For the past few years, I’ve been carefully revealing a deep and dark secret to friends, family, and co-workers. . .
My favorite TV show is about a vigilante serial killer. Now, I know I’m not alone. The genre has exploded in popularity recently, and it’s naïve to think that many of the people who I’m afraid to confide in are the same people who are tuning in with me to watch.
A novel approach to TVs favorite serial killers
Whether you think he’s justified or not, odds are, if you know him, you love him: Dexter Morgan — the vigilante serial killer who is the subject of CBS Corporation (NYSE:CBS)’s Showtime series, Dexter. The show is, in fact, based on a series of novels, the first of which is Darkly Dreaming Dexter, and it has arguably been the most successful series for Showtime. The previous season (season seven) was the highest-rated season of the series, averaging 6.1 million viewers per week. The season seven finale had 3.43 million viewers on the night it aired — the most viewers ever for a Showtime series episode. In advance of the start of the final season, Showtime entertainment president, David Nevins, had already hinted at the possibility of a spin-off. He stated, “All options are on the table as to where it could go after this.”

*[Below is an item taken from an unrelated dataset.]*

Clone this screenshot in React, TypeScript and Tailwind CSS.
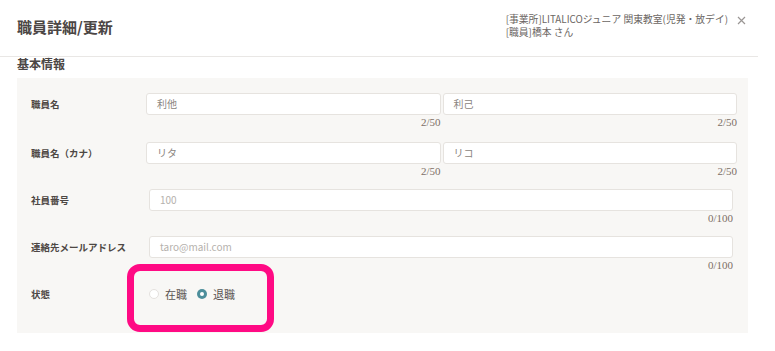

It is difficult to gauge just how profitable Dexter has been for CBS Corporation (NYSE:CBS), but for 4Q12, cable network revenue increased 11% to $438 million, up from $395 million for the same prior-year period. According to CBS Corporation (NYSE:CBS), this is the result of “ . . . higher affiliate revenues, which reflect increases in rates and subscriptions at Showtime Networks . . . as well as an increase in revenues from the licensing of Showtime original series.”
Just as Dexter was adapted from a novel, so was Norman Bates. Before Norman appeared in Hitchcock’s masterpiece, he was the subject of a novel, written by Robert Bloch. The creators of A&E’s, Bates Motel, contend that their series is not completely beholden to either work. They admit to having taken some liberty with re-imagining a younger Norman and his relationship with his mother, Norma. A+E Networks, a joint venture of The Walt Disney Company (NYSE:DIS) and Hearst Corporation, has already renewed the series for a second season, based on the initial acclaim of the series.